■ Stated problem:
The material below should be written out in full and exactly; pictures stay out of the copy.

■ Information shown:
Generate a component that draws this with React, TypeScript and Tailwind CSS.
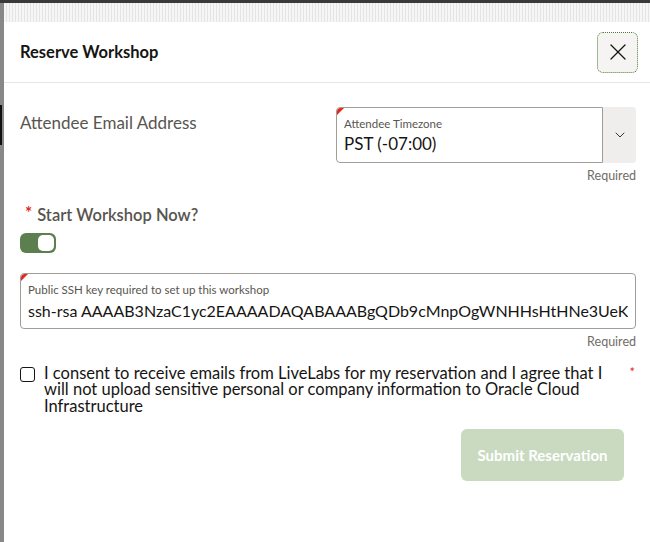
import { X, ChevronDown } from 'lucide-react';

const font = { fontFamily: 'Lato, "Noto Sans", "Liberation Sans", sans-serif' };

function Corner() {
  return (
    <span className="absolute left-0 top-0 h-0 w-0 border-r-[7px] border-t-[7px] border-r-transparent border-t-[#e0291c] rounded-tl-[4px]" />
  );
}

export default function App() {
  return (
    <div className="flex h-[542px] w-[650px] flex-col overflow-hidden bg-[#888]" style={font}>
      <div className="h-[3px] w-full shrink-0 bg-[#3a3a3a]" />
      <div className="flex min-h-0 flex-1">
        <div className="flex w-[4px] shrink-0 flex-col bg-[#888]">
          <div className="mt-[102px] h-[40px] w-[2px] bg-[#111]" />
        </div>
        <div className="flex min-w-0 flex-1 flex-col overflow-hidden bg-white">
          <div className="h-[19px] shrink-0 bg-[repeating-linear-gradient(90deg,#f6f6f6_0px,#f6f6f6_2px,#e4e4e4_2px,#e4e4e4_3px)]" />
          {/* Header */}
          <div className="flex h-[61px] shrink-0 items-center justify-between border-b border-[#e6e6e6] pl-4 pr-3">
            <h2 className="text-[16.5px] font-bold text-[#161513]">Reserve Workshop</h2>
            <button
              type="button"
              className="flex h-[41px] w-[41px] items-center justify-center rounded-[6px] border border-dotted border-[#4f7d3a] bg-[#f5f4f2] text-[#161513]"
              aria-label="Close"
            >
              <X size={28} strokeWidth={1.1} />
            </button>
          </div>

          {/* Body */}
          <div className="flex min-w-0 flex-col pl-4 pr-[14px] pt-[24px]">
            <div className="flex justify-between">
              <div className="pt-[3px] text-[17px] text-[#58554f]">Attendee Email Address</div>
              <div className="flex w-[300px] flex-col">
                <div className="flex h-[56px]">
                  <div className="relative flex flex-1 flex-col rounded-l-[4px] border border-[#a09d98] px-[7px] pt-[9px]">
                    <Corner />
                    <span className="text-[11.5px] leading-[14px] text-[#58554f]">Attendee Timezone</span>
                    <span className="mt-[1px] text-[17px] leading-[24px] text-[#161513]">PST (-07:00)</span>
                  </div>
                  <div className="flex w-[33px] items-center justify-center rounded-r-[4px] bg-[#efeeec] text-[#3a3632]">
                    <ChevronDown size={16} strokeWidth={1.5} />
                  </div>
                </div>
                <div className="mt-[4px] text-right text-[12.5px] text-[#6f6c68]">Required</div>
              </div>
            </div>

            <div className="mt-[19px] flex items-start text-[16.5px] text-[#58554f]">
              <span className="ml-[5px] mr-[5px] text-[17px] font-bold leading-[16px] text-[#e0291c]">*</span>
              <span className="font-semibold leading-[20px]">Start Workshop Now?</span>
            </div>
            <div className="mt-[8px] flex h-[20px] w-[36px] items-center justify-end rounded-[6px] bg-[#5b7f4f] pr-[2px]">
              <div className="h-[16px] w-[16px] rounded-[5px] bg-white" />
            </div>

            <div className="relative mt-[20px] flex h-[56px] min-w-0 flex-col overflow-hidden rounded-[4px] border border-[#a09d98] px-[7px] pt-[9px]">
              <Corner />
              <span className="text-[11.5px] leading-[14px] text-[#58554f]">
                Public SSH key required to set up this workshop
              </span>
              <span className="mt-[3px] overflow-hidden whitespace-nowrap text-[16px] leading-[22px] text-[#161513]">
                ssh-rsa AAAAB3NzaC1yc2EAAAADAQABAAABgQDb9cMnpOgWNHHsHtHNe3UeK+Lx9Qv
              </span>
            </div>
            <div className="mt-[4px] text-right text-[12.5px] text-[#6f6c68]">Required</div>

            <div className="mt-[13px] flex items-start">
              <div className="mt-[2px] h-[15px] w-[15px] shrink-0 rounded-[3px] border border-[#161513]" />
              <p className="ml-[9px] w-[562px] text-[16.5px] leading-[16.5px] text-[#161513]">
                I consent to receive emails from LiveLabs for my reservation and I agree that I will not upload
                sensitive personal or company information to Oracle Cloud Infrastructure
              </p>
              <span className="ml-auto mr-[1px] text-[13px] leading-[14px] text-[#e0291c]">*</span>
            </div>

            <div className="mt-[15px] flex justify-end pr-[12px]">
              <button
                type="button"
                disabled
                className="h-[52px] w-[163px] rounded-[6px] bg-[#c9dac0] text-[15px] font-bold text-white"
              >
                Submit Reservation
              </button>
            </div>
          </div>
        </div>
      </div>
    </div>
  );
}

■ Answer:
Generate a component that draws this with React, TypeScript and Tailwind CSS.
import { X, ChevronDown } from 'lucide-react';

const font = { fontFamily: 'Lato, "Noto Sans", "Liberation Sans", sans-serif' };

function Corner() {
  return (
    <span className="absolute left-0 top-0 h-0 w-0 border-r-[7px] border-t-[7px] border-r-transparent border-t-[#e0291c] rounded-tl-[4px]" />
  );
}

export default function App() {
  return (
    <div className="flex h-[542px] w-[650px] flex-col overflow-hidden bg-[#888]" style={font}>
      <div className="h-[3px] w-full shrink-0 bg-[#3a3a3a]" />
      <div className="flex min-h-0 flex-1">
        <div className="flex w-[4px] shrink-0 flex-col bg-[#888]">
          <div className="mt-[102px] h-[40px] w-[2px] bg-[#111]" />
        </div>
        <div className="flex min-w-0 flex-1 flex-col overflow-hidden bg-white">
          <div className="h-[19px] shrink-0 bg-[repeating-linear-gradient(90deg,#f6f6f6_0px,#f6f6f6_2px,#e4e4e4_2px,#e4e4e4_3px)]" />
          {/* Header */}
          <div className="flex h-[61px] shrink-0 items-center justify-between border-b border-[#e6e6e6] pl-4 pr-3">
            <h2 className="text-[16.5px] font-bold text-[#161513]">Reserve Workshop</h2>
            <button
              type="button"
              className="flex h-[41px] w-[41px] items-center justify-center rounded-[6px] border border-dotted border-[#4f7d3a] bg-[#f5f4f2] text-[#161513]"
              aria-label="Close"
            >
              <X size={28} strokeWidth={1.1} />
            </button>
          </div>

          {/* Body */}
          <div className="flex min-w-0 flex-col pl-4 pr-[14px] pt-[24px]">
            <div className="flex justify-between">
              <div className="pt-[3px] text-[17px] text-[#58554f]">Attendee Email Address</div>
              <div className="flex w-[300px] flex-col">
                <div className="flex h-[56px]">
                  <div className="relative flex flex-1 flex-col rounded-l-[4px] border border-[#a09d98] px-[7px] pt-[9px]">
                    <Corner />
                    <span className="text-[11.5px] leading-[14px] text-[#58554f]">Attendee Timezone</span>
                    <span className="mt-[1px] text-[17px] leading-[24px] text-[#161513]">PST (-07:00)</span>
                  </div>
                  <div className="flex w-[33px] items-center justify-center rounded-r-[4px] bg-[#efeeec] text-[#3a3632]">
                    <ChevronDown size={16} strokeWidth={1.5} />
                  </div>
                </div>
                <div className="mt-[4px] text-right text-[12.5px] text-[#6f6c68]">Required</div>
              </div>
            </div>

            <div className="mt-[19px] flex items-start text-[16.5px] text-[#58554f]">
              <span className="ml-[5px] mr-[5px] text-[17px] font-bold leading-[16px] text-[#e0291c]">*</span>
              <span className="font-semibold leading-[20px]">Start Workshop Now?</span>
            </div>
            <div className="mt-[8px] flex h-[20px] w-[36px] items-center justify-end rounded-[6px] bg-[#5b7f4f] pr-[2px]">
              <div className="h-[16px] w-[16px] rounded-[5px] bg-white" />
            </div>

            <div className="relative mt-[20px] flex h-[56px] min-w-0 flex-col overflow-hidden rounded-[4px] border border-[#a09d98] px-[7px] pt-[9px]">
              <Corner />
              <span className="text-[11.5px] leading-[14px] text-[#58554f]">
                Public SSH key required to set up this workshop
              </span>
              <span className="mt-[3px] overflow-hidden whitespace-nowrap text-[16px] leading-[22px] text-[#161513]">
                ssh-rsa AAAAB3NzaC1yc2EAAAADAQABAAABgQDb9cMnpOgWNHHsHtHNe3UeK+Lx9Qv
              </span>
            </div>
            <div className="mt-[4px] text-right text-[12.5px] text-[#6f6c68]">Required</div>

            <div className="mt-[13px] flex items-start">
              <div className="mt-[2px] h-[15px] w-[15px] shrink-0 rounded-[3px] border border-[#161513]" />
              <p className="ml-[9px] w-[562px] text-[16.5px] leading-[16.5px] text-[#161513]">
                I consent to receive emails from LiveLabs for my reservation and I agree that I will not upload
                sensitive personal or company information to Oracle Cloud Infrastructure
              </p>
              <span className="ml-auto mr-[1px] text-[13px] leading-[14px] text-[#e0291c]">*</span>
            </div>

            <div className="mt-[15px] flex justify-end pr-[12px]">
              <button
                type="button"
                disabled
                className="h-[52px] w-[163px] rounded-[6px] bg-[#c9dac0] text-[15px] font-bold text-white"
              >
                Submit Reservation
              </button>
            </div>
          </div>
        </div>
      </div>
    </div>
  );
}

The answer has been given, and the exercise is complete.